Sabine Stängle führt die Interessierten durch Marbach. Foto: avanti

Bei einer Führung erfahren die Teilnehmer viel über Schiller und das Leben zu seiner Zeit. Sabine Stängle hat Interessierte durch Marbach geführt.

Marbach - Die Zeit von Friedrich Schiller hatte wenig mit poetischen Idealen zu tun. Das vermittelte die im bürgerlichen Stil des 18. Jahrhunderts gewandete Stadtführerin Sabine Stängle am Samstagnachmittag zwölf Interessierten bei einer Führung durch Marbach. Die Gassen waren nicht gepflastert und von Hühnern und Schweinen bevölkert, aus den Fenstern wurde Müll geworfen, oder es wurden gar Nachttöpfe ausgeleert, sodass man ständig durch Unrat watete. „Deshalb trugen auch die bürgerlichen Frauen kürzere Röcke. Nur am Hof gab es Schleppen und dafür tiefe Dekolletés“, schmunzelte Stängle.

Das Rathaus war eine Großbaustelle, auf der Hauptverkehrsader Niklastorstraße drängten sich die Pferdefuhrwerke mit Holz für den Erweiterungsbau des Ludwigsburger Schlosses. Weil für den Bau auch Marbacher zum Frondienst gezwungen wurden, waren sie nicht gut auf Wilhelmine von Grävenitz zu sprechen. Die Mätresse von Herzog Eberhard Ludwig hatte diesen nämlich zur Vergrößerung des Jagdschlosses und zum Umzug des Hofs von Stuttgart nach Ludwigsburg gedrängt.

Die Kostümführung „Schiller und seine Geburtsstadt Marbach“ des Schillervereins, bei der das 18. Jahrhundert lebendig wurde, ist normalerweise bloß für Gruppen zugänglich, konnte am Samstag aber auch einzeln gebucht werden. Empfohlen wurde sie besonders für Familien, doch war tatsächlich nur eine Familie unter den Gästen. Ein Beilsteiner entpuppte sich als eingefleischter Schiller-Fan mit genauen Detailkenntnissen, und auch die anderen bewiesen im Gespräch mit Sabine Stängle etliches Wissen über ein Jahrhundert, das von der französischen ebenso wie von der industriellen Revolution geprägt war.
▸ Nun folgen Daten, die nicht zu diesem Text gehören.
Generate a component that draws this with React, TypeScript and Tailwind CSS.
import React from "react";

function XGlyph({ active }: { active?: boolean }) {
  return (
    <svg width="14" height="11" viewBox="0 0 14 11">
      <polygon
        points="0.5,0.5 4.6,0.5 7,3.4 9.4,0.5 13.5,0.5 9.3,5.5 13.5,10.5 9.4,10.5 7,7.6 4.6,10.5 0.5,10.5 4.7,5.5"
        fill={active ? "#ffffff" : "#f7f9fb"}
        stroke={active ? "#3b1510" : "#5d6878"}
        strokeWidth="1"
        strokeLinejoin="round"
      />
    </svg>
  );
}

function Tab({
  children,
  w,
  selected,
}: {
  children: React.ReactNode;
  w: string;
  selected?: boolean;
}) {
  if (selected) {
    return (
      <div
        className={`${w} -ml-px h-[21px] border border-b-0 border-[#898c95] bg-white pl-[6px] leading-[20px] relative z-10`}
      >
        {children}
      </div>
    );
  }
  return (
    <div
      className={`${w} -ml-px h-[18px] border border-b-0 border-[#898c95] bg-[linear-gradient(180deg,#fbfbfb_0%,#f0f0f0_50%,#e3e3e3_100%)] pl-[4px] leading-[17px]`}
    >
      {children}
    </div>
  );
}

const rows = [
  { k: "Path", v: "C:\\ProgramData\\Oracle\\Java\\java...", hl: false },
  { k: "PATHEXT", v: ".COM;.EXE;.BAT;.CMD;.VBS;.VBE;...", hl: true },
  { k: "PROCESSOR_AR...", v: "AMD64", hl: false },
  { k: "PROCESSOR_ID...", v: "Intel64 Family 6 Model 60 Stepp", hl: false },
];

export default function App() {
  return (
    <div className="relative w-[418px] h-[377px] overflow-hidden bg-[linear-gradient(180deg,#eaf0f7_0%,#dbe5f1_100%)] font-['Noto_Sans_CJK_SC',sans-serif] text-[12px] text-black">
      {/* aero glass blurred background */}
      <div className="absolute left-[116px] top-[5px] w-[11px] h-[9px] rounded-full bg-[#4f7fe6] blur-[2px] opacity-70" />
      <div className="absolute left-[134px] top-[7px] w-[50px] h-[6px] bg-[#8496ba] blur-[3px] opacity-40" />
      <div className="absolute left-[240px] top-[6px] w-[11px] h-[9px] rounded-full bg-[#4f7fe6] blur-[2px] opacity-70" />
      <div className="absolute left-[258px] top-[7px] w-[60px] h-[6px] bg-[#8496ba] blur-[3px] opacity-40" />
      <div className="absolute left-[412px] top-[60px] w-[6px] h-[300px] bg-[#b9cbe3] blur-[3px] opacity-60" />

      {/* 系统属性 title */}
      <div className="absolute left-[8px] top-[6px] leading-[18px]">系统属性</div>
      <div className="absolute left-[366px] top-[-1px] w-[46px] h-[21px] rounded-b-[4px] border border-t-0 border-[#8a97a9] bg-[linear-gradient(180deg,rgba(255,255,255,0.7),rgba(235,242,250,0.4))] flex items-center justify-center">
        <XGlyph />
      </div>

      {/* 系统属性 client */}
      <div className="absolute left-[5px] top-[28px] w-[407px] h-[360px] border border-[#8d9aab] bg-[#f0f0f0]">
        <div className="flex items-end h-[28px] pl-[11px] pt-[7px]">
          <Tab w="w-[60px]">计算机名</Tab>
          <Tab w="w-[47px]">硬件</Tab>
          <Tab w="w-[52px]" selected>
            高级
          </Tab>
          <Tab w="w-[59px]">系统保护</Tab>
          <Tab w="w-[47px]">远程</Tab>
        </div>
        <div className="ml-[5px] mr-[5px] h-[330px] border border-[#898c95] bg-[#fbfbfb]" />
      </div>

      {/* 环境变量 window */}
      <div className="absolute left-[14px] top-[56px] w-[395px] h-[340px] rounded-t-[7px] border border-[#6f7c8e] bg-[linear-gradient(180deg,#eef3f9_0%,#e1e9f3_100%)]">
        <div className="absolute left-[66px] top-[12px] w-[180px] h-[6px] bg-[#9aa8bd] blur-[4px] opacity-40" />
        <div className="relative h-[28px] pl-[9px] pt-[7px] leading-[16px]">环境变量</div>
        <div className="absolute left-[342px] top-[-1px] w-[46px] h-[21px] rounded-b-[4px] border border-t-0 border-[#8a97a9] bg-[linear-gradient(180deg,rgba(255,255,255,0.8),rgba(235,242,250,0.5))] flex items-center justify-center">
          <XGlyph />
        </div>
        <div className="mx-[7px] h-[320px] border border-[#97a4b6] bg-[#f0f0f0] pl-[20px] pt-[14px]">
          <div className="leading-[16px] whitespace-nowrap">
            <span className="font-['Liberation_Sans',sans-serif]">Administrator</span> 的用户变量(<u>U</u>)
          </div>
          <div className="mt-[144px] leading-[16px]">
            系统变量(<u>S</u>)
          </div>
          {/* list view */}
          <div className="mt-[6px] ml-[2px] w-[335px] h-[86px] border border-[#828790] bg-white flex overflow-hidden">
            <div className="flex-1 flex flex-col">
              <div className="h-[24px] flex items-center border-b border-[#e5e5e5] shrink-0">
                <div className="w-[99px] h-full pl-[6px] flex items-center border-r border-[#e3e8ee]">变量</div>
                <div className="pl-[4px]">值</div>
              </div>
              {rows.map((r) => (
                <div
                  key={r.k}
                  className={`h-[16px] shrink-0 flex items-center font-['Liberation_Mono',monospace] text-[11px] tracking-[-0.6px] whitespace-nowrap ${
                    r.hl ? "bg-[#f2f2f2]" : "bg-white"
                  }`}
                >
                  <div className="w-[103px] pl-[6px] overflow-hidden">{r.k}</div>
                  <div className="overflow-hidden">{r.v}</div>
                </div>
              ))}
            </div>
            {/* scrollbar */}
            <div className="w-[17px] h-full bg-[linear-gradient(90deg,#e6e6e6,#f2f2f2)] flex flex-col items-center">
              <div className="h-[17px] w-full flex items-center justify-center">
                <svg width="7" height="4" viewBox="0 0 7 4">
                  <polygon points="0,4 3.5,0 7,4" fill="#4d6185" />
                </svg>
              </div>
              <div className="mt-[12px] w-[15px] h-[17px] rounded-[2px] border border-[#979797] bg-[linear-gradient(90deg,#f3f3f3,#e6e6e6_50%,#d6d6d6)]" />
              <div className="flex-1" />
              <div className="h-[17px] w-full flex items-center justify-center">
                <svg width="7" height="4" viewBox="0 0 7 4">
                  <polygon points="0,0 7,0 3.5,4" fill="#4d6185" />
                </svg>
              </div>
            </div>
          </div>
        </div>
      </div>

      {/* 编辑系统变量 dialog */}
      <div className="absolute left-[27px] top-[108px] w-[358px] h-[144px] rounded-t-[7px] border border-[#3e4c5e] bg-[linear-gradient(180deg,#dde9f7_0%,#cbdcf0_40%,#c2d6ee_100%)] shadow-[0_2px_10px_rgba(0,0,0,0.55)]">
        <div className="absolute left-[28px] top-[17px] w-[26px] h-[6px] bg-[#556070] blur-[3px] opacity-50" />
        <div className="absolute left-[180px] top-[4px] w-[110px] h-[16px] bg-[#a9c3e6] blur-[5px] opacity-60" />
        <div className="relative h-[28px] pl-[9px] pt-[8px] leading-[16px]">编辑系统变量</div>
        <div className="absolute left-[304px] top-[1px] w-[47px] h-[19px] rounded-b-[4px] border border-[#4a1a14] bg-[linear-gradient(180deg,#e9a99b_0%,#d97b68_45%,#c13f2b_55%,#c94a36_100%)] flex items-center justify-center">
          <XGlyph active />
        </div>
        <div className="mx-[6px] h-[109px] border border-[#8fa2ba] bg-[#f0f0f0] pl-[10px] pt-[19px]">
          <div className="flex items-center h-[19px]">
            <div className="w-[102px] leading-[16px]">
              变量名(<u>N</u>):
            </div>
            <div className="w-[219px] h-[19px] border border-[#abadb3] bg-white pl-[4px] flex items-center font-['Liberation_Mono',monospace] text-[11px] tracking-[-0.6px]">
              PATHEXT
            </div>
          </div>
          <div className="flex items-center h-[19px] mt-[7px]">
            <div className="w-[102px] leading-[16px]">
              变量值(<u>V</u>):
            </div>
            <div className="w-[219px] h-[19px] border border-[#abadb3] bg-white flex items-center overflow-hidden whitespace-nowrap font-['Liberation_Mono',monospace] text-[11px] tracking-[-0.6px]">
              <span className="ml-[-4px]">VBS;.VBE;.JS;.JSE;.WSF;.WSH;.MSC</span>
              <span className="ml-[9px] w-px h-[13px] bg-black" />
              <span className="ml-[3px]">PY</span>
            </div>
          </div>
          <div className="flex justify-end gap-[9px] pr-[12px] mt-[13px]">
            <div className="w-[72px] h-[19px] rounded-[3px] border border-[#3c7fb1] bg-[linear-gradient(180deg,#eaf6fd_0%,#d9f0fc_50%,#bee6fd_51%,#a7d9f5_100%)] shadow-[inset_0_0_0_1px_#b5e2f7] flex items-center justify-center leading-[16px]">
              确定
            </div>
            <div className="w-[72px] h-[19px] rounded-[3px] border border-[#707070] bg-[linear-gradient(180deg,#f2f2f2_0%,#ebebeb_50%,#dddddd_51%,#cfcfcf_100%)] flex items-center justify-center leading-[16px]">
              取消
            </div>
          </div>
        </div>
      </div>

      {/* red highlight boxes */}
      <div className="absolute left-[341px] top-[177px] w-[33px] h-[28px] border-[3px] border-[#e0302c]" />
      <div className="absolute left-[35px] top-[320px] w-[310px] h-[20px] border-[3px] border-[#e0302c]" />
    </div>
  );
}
Der „Goldene Löwe“ war die erste Station. Damals gehörte das Gasthaus noch Schillers Großvater Kodweiß. Der machte jedoch Bankrott und seine verarmte Witwe war auf „Glöcklesgeld“ angewiesen, wusste Sabine Stängle zu berichten. Das sei ihr aber lieber gewesen, als zum Schwiegersohn Johann Caspar Schiller ins verruchte Ludwigsburg zu ziehen, wo man damals „alle, die angeklopft haben“, hereingelassen habe.

Schillers Geburtshaus lag ebenso auf dem Weg der Tour wie die ehemalige Deutsch- und Lateinschule, die Schiller allerdings nicht besucht hat. Als begabter Sohn eines Offiziers musste er auf Wunsch von Herzog Karl Alexander die Hohe Karlsschule besuchen, statt die Pastorenlaufbahn einzuschlagen. Dabei habe er schon als Kind in einer schwarzen Schürze seiner Schwester auf einem Stuhl stehend seiner Familie „gepredigt“, erfuhr die Gruppe. An der Karlsschule habe er sehr unter dem militärischen Drill und der Trennung von seiner Familie gelitten. Dann musste er erst Jura, später Medizin studieren und schrieb nebenher „Die Räuber“, mit denen er berühmt wurde. Der Herzog erteilte ihm jedoch ein Schreibverbot, sodass Schiller aus Württemberg floh. Weil er Militärarzt war, galt das als Fahnenflucht und war ein Grund für die Entzweiung mit seinem herzogtreuen Vater.

Nach einem Besuch bei den „Mauregärte“, wo Marbacher Bürger an der Stadtmauer Kräuter, Gemüse und Grünfutter fürs Vieh anpflanzen konnten, und einem Ausflug zum Torturm endete die Führung schließlich beim Geburtshaus von Tobias Mayer, ebenfalls ein Kind des 18. Jahrhunderts und ein echtes schwäbisches Käpsele in Naturwissenschaften, auf den Marbach ebenso stolz ist wie auf den Dichter.